The save / commit are successful, however the error is really annoying and ruins my workflow ( I have a dedicated virtual desktop for my terminal and the error message causes the active desktop to fling back to my editor ).

This also occurs on save if you amend a commit message (git commit --amend)

tconroy avatar Sep 02 '16 17:09 tconroy

Hi @tconroy, Can you list steps to reproduce your issue ?

  • Creating an alias Sublime Text as my editor for terminal stuff, so when you create a commit.

After re-prodcing your issue, I might be able to resolve it faster.

Thanks, Priyank

priyankt68 avatar Sep 28 '16 06:09 priyankt68

Removing these lines from the source code and trying to format a scratch file doesn't seems to cause any problems.

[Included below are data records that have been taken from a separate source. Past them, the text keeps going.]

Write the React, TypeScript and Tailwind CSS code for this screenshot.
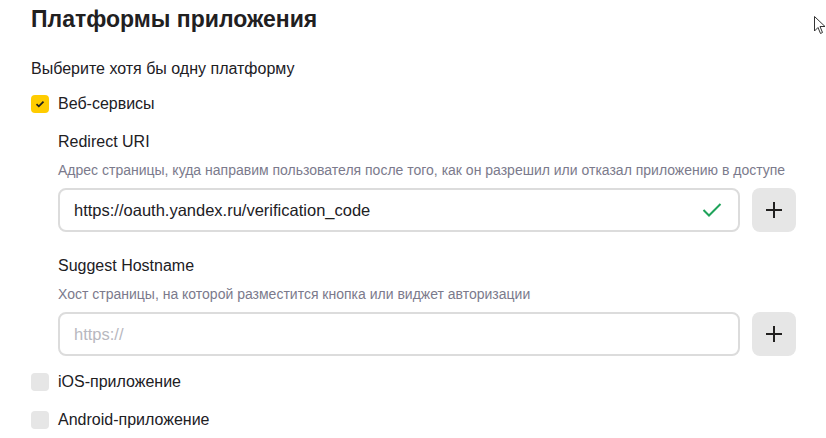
import React from "react";

function Check({ checked, label }: { checked?: boolean; label: string }) {
  return (
    <div className="flex items-center gap-[9px] h-[18px]">
      <div
        className={
          "w-[18px] h-[18px] rounded-[4px] flex items-center justify-center " +
          (checked ? "bg-[#ffcc00]" : "bg-[#e6e6e6]")
        }
      >
        {checked && (
          <svg width="10" height="8" viewBox="0 0 10 8" fill="none">
            <path d="M1.5 4.2 L3.8 6.3 L8.5 1.6" stroke="#21201f" strokeWidth="1.8" />
          </svg>
        )}
      </div>
      <span className="text-[16px] text-[#21201f] leading-[18px]">{label}</span>
    </div>
  );
}

function PlusButton() {
  return (
    <button className="w-[44px] h-[44px] rounded-[8px] bg-[#e6e6e6] flex items-center justify-center shrink-0">
      <svg width="18" height="18" viewBox="0 0 18 18">
        <path d="M9 1 V17 M1 9 H17" stroke="#21201f" strokeWidth="2" />
      </svg>
    </button>
  );
}

export default function App() {
  return (
    <div
      className="relative w-[826px] h-[438px] bg-white overflow-hidden text-[#21201f]"
      style={{ fontFamily: '"Liberation Sans", Arial, sans-serif' }}
    >
      <div className="pl-[31px] pr-[30px]">
        <h1 className="text-[23px] font-bold leading-[28px] pt-[5px]">Платформы приложения</h1>
        <div className="mt-[26px] text-[16px] leading-[20px]">Выберите хотя бы одну платформу</div>
        <div className="mt-[16px]">
          <Check checked label="Веб-сервисы" />
        </div>
        <div className="pl-[27px]">
          <div className="mt-[19px] text-[16px] leading-[20px]">Redirect URI</div>
          <div className="mt-[9px] text-[14px] leading-[18px] text-[#7b7a8c]">
            Адрес страницы, куда направим пользователя после того, как он разрешил или отказал приложению в доступе
          </div>
          <div className="mt-[9px] flex gap-[12px]">
            <div className="flex-1 h-[44px] border-2 border-[#dcdcdc] rounded-[8px] flex items-center px-[14px]">
              <span className="flex-1 text-[16.5px]">https://oauth.yandex.ru/verification_code</span>
              <svg width="20" height="16" viewBox="0 0 20 16" className="mr-[2px]">
                <path d="M1.5 8 L7 13.5 L18.5 2" stroke="#1fa35a" strokeWidth="2" fill="none" />
              </svg>
            </div>
            <PlusButton />
          </div>
          <div className="mt-[24px] text-[16px] leading-[20px]">Suggest Hostname</div>
          <div className="mt-[9px] text-[14px] leading-[18px] text-[#7b7a8c]">
            Хост страницы, на которой разместится кнопка или виджет авторизации
          </div>
          <div className="mt-[9px] flex gap-[12px]">
            <div className="flex-1 h-[44px] border-2 border-[#dcdcdc] rounded-[8px] flex items-center px-[14px]">
              <span className="text-[16.5px] text-[#b8b8c0]">https://</span>
            </div>
            <PlusButton />
          </div>
        </div>
        <div className="mt-[17px]">
          <Check label="iOS-приложение" />
        </div>
        <div className="mt-[20px]">
          <Check label="Android-приложение" />
        </div>
      </div>
      <svg className="absolute left-[814px] top-[16px]" width="12" height="20" viewBox="0 0 12 20">
        <path d="M0.5 0.5 L0.5 15 L4 11.5 L6.5 17.5 L8.5 16.5 L6 10.5 L11 10.5 Z" fill="white" stroke="#333" strokeWidth="1" />
      </svg>
    </div>
  );
}
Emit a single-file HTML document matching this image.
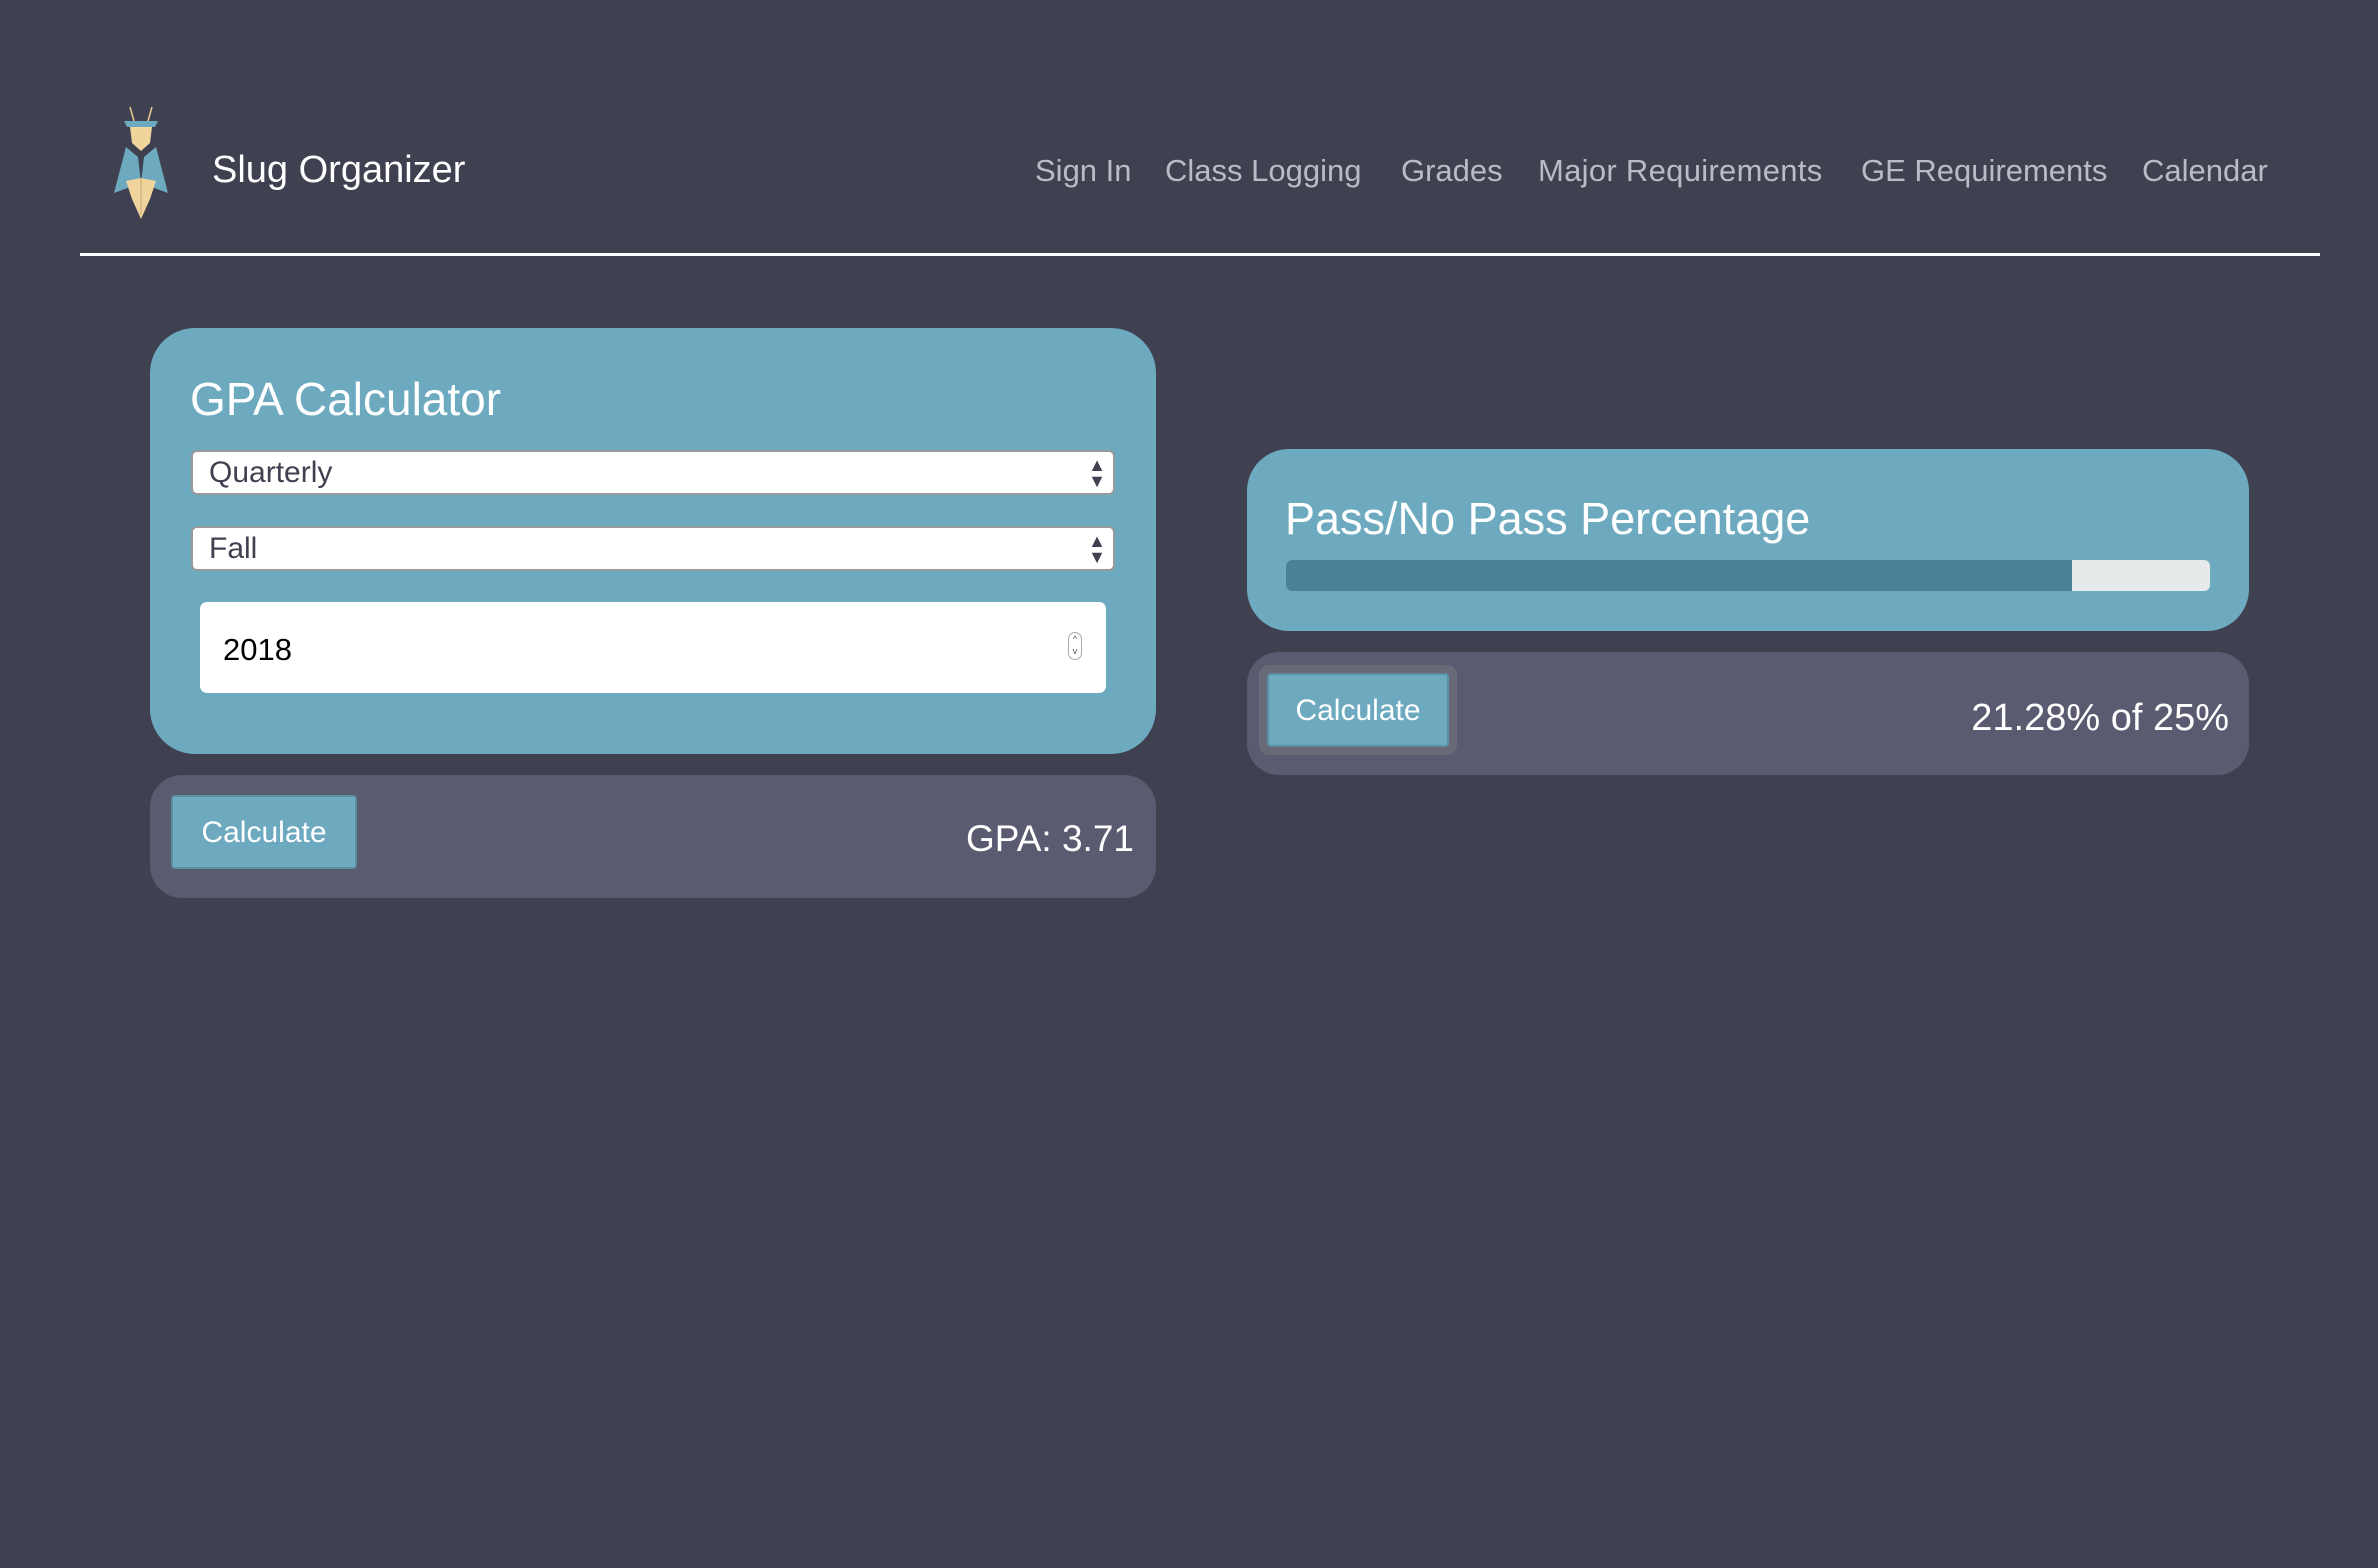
<!DOCTYPE html>
<html><head><style>
*{margin:0;padding:0;box-sizing:border-box}
body{width:2378px;height:1568px;background:#3f4050;font-family:"Liberation Sans",sans-serif;position:relative;overflow:hidden;color:#fff}
.a{position:absolute}
.nav{font-size:31px;color:#b9bbc6;top:153px;white-space:nowrap}
.card{background:#6daabf}
.res{background:#5a5a70}
.sel{background:#fff;border:2px solid #999;border-radius:6px;font-size:30px;color:#3f4050;padding-left:16px;line-height:42px}
.btn{background:#6daabf;border:2px solid #5a8fa3;border-radius:4px;font-size:30px;text-align:center;color:#fff}
.arr{position:absolute;right:7px;top:5px;font-size:18px;line-height:16px;color:#3f4050}
</style></head><body>
<svg class="a" style="left:108px;top:103px" width="66" height="116" viewBox="0 0 66 116">
<line x1="22" y1="4" x2="26" y2="18" stroke="#e8c990" stroke-width="1.5"/>
<line x1="44" y1="4" x2="40" y2="18" stroke="#e8c990" stroke-width="1.5"/>
<path d="M16 18 L50 18 L47 24 L19 24Z" fill="#6daabf"/>
<path d="M22 24 L44 24 L42 40 L33 48 L24 40Z" fill="#f0d49c"/>
<path d="M20 40 L33 48 L46 40 L56 45 L43 56 L33 58 L23 56 L10 45Z" fill="#3f4050"/>
<path d="M18 44 L30 54 L33 80 L6 90Z" fill="#6daabf"/>
<path d="M48 44 L36 54 L33 80 L60 90Z" fill="#6daabf"/>
<path d="M18 78 L33 75 L48 78 L42 96 L33 116 L24 96Z" fill="#f0d49c"/>
<line x1="33" y1="75" x2="33" y2="112" stroke="#c9ad7a" stroke-width="1"/>
</svg>
<div class="a" style="left:212px;top:149px;font-size:38px;color:#fff">Slug Organizer</div>
<div class="a nav" style="left:1035px">Sign In</div>
<div class="a nav" style="left:1165px">Class Logging</div>
<div class="a nav" style="left:1401px">Grades</div>
<div class="a nav" style="left:1538px;letter-spacing:0.3px">Major Requirements</div>
<div class="a nav" style="left:1861px">GE Requirements</div>
<div class="a nav" style="left:2142px">Calendar</div>
<div class="a" style="left:80px;top:253px;width:2240px;height:3px;background:#fff"></div>

<div class="a card" style="left:150px;top:328px;width:1006px;height:426px;border-radius:45px"></div>
<div class="a" style="left:190px;top:372px;font-size:46px">GPA Calculator</div>
<div class="a sel" style="left:191px;top:450px;width:924px;height:45px">Quarterly<div class="arr">▲<br>▼</div></div>
<div class="a sel" style="left:191px;top:526px;width:924px;height:45px">Fall<div class="arr">▲<br>▼</div></div>
<div class="a" style="left:200px;top:602px;width:906px;height:91px;background:#fff;border-radius:7px;color:#000;font-size:31px;padding:30px 0 0 23px">2018<div class="a" style="right:24px;top:30px;width:14px;height:28px;border:1px solid #aaa;border-radius:7px;font-size:9px;line-height:12px;text-align:center;color:#555">^<br>v</div></div>
<div class="a res" style="left:150px;top:775px;width:1006px;height:123px;border-radius:32px"></div>
<div class="a btn" style="left:171px;top:795px;width:186px;height:74px;line-height:72px">Calculate</div>
<div class="a" style="right:1244px;top:818px;font-size:37px">GPA: 3.71</div>

<div class="a card" style="left:1247px;top:449px;width:1002px;height:182px;border-radius:42px"></div>
<div class="a" style="left:1285px;top:493px;font-size:45px">Pass/No Pass Percentage</div>
<div class="a" style="left:1286px;top:560px;width:924px;height:31px;background:#e7eaeb;border-radius:6px;overflow:hidden"><div style="width:786px;height:31px;background:#4b8198"></div></div>
<div class="a res" style="left:1247px;top:652px;width:1002px;height:123px;border-radius:32px"></div>
<div class="a" style="left:1259px;top:665px;width:198px;height:90px;background:#686a78;border-radius:10px"></div>
<div class="a btn" style="left:1267px;top:673px;width:182px;height:74px;line-height:72px">Calculate</div>
<div class="a" style="right:149px;top:697px;font-size:38px">21.28% of 25%</div>
</body></html>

Any info on why this check is made @akalongman ?

Princesseuh avatar Oct 01 '16 07:10 Princesseuh

Hi @priyankt68, sorry for taking awhile to get back to you. Here are steps to reproduce:

  1. set Sublime as your primary editor for Git via the following guide: https://help.github.com/articles/associating-text-editors-with-git/#using-sublime-text-as-your-editor
$ git config --global core.editor "subl -n -w"
  1. modify an existing git repository and commit your changes:
git add .
git commit

( this should open sublime for you to write the commit message. )

  1. hit save (I'm on mac so cmd + s). The error from these lines of the plugin will be thrown.

The save / commit are successful, however the error is really annoying and ruins my workflow ( I have a dedicated virtual desktop for my terminal and the error message causes the active desktop to fling back to my editor ).

This also occurs on save if you amend a commit message (git commit --amend)

I've edited the OP to add these steps.

tconroy avatar Nov 29 '16 17:11 tconroy

@tconroy Any progress on this one? I am facing the same message and it is annoying.

Kreativschnittstelle avatar Feb 12 '20 10:02 Kreativschnittstelle

hi @Kreativschnittstelle -- sorry, no progress from me. I have long since switched from Sublime to other editors. Hope you can figure out a fix!